BYCOL Function
The new BYCOL function is currently only available to Office Insiders, but it promises to make calculating columns easier and more efficient.
The Sales by Month table contains monthly sales figures for six products. If you wanted to calculate the total for each month, you’d likely use 12 SUM formulas (Example 1). This works as far as results, but it’s based on a decentralised approach.
Example 2 offers an alternative, which uses the CHOOSE function to group the SUM statements in a single formula, spilling them across the adjoining cells. This is better, as it reduces the risk of issues later on, however, it is rather lengthy.
Example 3 introduces BYCOL to carry out the same task — with a much shorter formula.
The syntax is:
BYCOL (array, [function])
array
— the array to break down by column.[function]
— a LAMBDA to apply on each column.
The formula starts with BYCOL and references the sales figures in its array
argument. In [function]
, LAMBDA holds a parameter named Sales, which is used in the SUM calculation. Each column of the sales table is totalled up to return 12 separate results.
Example 4 returns the number of products for each month that made more than £1,000. The previous LAMBDA calculation is altered to become SUM(--(Sales>1000))

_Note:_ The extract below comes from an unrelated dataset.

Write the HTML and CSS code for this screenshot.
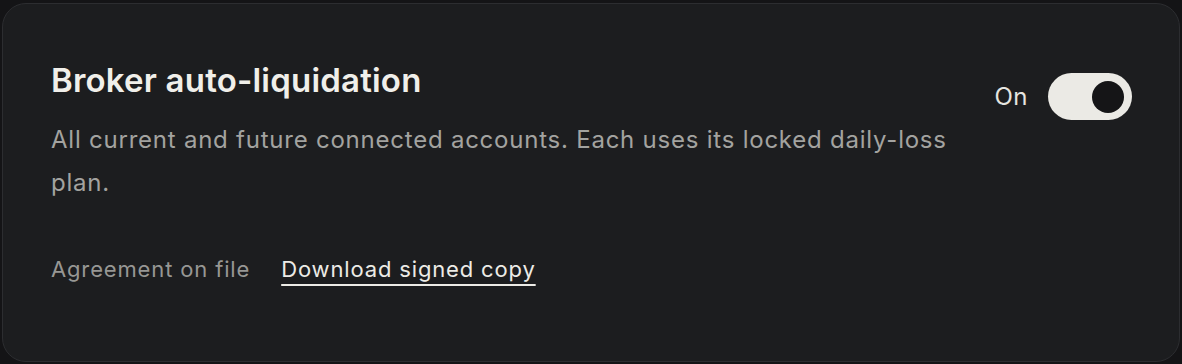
FILE: index.html
```html
<!DOCTYPE html>
<html lang="en">
<head>
  <meta charset="UTF-8">
  <meta name="viewport" content="width=device-width, initial-scale=1.0">
  <title>Broker auto-liquidation</title>
  <link rel="stylesheet" href="styles.css">
</head>
<body>
  <section class="card">
    <div class="card-head">
      <div class="card-text">
        <h2 class="title">Broker auto-liquidation</h2>
        <p class="desc">All current and future connected accounts. Each uses its locked daily-loss plan.</p>
      </div>
      <label class="switch-wrap">
        <span class="switch-label">On</span>
        <span class="switch on"><span class="knob"></span></span>
      </label>
    </div>
    <div class="agreement">
      <span class="muted">Agreement on file</span>
      <a class="link" href="#">Download signed copy</a>
    </div>
  </section>
</body>
</html>
```

FILE: styles.css
```css
body {
  margin: 0;
  background: #141416;
  font-family: Inter, "Noto Sans", sans-serif;
  color: #ecebe6;
  padding: 3px 2px 2px 2px;
  height: 364px;
  box-sizing: border-box;
}
.card {
  background: #1c1d1f;
  border: 1px solid #2c2d30;
  border-radius: 24px;
  height: 359px;
  box-sizing: border-box;
  padding: 56px 47px 0 48px;
}
.card-head {
  display: flex;
  justify-content: space-between;
  align-items: flex-start;
}
.card-text {
  max-width: 910px;
}
.title {
  margin: 0;
  font-size: 33px;
  font-weight: 600;
  line-height: 40px;
  letter-spacing: 0.2px;
  color: #f0efea;
}
.desc {
  margin: 18px 0 0 0;
  font-size: 24px;
  line-height: 43px;
  letter-spacing: 0.77px;
  color: #a3a3a0;
}
.switch-wrap {
  display: flex;
  align-items: center;
  gap: 20px;
  margin-top: 13px;
}
.switch-label {
  font-size: 24px;
  letter-spacing: 0.5px;
  color: #e6e5e0;
}
.switch {
  width: 84px;
  height: 47px;
  border-radius: 24px;
  background: #ebeae5;
  position: relative;
}
.switch .knob {
  position: absolute;
  top: 8px;
  right: 8px;
  width: 32px;
  height: 32px;
  border-radius: 50%;
  background: #151517;
}
.agreement {
  display: flex;
  gap: 31px;
  margin-top: 52px;
  font-size: 22px;
  letter-spacing: 0.85px;
}
.muted {
  color: #979794;
}
.link {
  color: #ecebe6;
  text-decoration: underline;
  text-underline-offset: 7px;
  text-decoration-thickness: 2px;
}
```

, which generates an array of TRUE/FALSE values that coerce into 1s and 0s, allowing the SUM function to add them up.
Example 5 asks the question: which months made more than £10,000?
This time the calculation is SUM(Sales)>10000). The whole BYCOL statement is nested in FILTER’s include
argument, with the months referenced in array
. The ones that made more than £10,000 are returned, but instead of spilling horizontally, TRANSPOSE flips them around to display vertically.
Finally, Example 6 uses a similar formula to list the months that had products generating over £2,000.